Baker Flowers Foods (NYSE:FLO) has produced impressive results for longtime shareholders, working to put together a growing network of nationally known baked-goods brands. Flowers isn't the only player in the industry, but it and Campbell Soup (NYSE:CPB) brand Pepperidge Farm have generally squared off against local competition and store brands for years. Yet recently, Flowers has seen its share price fall back from its previous highs, and coming into Wednesday's fourth-quarter financial report, Flowers Foods investors were hoping that the baker would be able to eke out at least minimal growth on the top and bottom line. Flowers wasn't able to deliver on that promise, raising the specter of a tough 2016. Let's look more closely at what Flowers Foods said in its report and what we can learn from its outlook going forward.

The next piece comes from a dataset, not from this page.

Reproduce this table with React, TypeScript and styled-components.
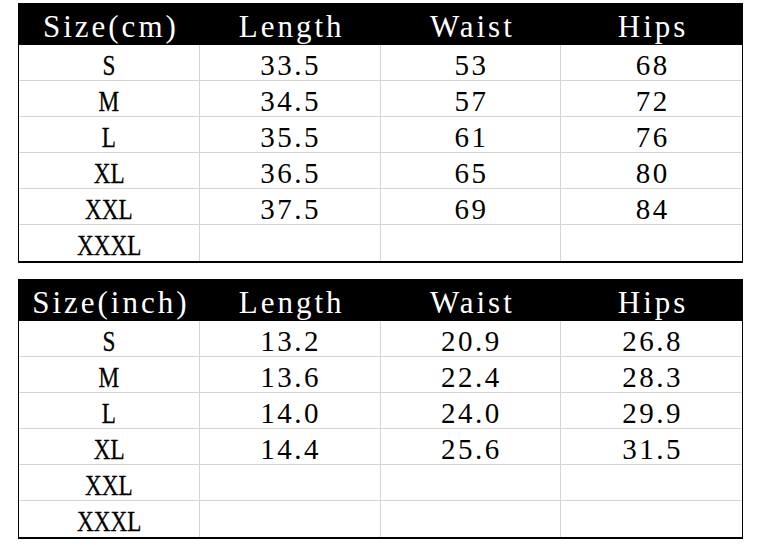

A spoiled quarter for Flowers Foods
Flowers' fourth-quarter results didn't live up to what investors had expected to see from the bakery company. Revenue slumped 2.2% to $858.4 million, dramatically missing the $907.8 million consensus forecast among investors. Net income climbed 15% to $32.2 million, but after adjusting for one-time charges that the company took in the year-ago quarter, adjusted earnings fell 20% to $0.16 per share, missing expectations by $0.05 per share.
A closer look at the numbers reveals several things. Flowers Foods' fourth quarter was only 12 weeks long, as opposed to last year's 13-week quarter. Those following the stock should have known that, but it's at least possible that consensus forecasts were assuming a comparable-length quarter. Nevertheless, some of the trends within Flowers Foods had different impacts on its various segments. The branded retail side of the business did well, posting a minimal 1.2% sales drop in the direct store delivery segment and climbing almost 32% in the warehouse segment. By contrast, store-branded retail sales plunged almost 11% in direct store delivery and 6% in warehouse. Non-retail and other sales performed slightly worse than the company's overall totals.
Once again, the warehouse segment turned out to be more profitable. Adjusted operating earnings dropped 10% in the direct store delivery segment, but they rose 18% in the warehouse division. Unfortunately, with only a fifth of overall revenue coming from warehouse, its positive move wasn't enough to offset the drop in direct store delivery.
CEO Allen Shiver accepted responsibility for the poor results. "We are not satisfied with our performance in the fourth quarter," Shiver said. The CEO cited the reversal of favorable trends from earlier in the year as holding back Flowers Foods' ability to turn its strategic initiatives into greater growth.
Can Flowers Foods bounce back?
Flowers nevertheless sees good things ahead for 2016. The company believes that its recent acquisitions should add 5.2% to 5.7% to sales growth for the year, and Flowers is working hard to expand its market share against Campbell Soup's Pepperidge Farm and other competitors in rapidly expanding market areas.
Looking ahead to fiscal 2016, Flowers Foods' guidance for the full year was less promising than most investors had hoped to see. Revenue guidance in a range of $3.986 billion to $4.08 billion covers the current investor estimate of $4.06 billion, albeit leaving more room for underperformance than outperformance. But earnings guidance for $0.98 to $1.04 per share is squarely below the consensus estimate of $1.10 per share, and growth rates of 6.5% to 13% on the bottom line weren't enough to give shareholders much confidence in Flowers' future.
Some investors are also worried about litigation that Flowers faces. In January, Flowers Foods' drivers sued the company, arguing that the company should treat them as employees rather than independent contractors. Although Flowers asserts that courts have upheld its independent contractor model in past disputes, the threat of a labor disruption could hurt Flowers' already-fragile business.
Flowers Foods' shares quickly reflected investors' dissatisfaction with its results, as the stock fell 14% in the first 30 minutes of after-hours trading following the announcement. Without further moves to support growth going forward, Flowers could have trouble getting itself back on an upward trajectory.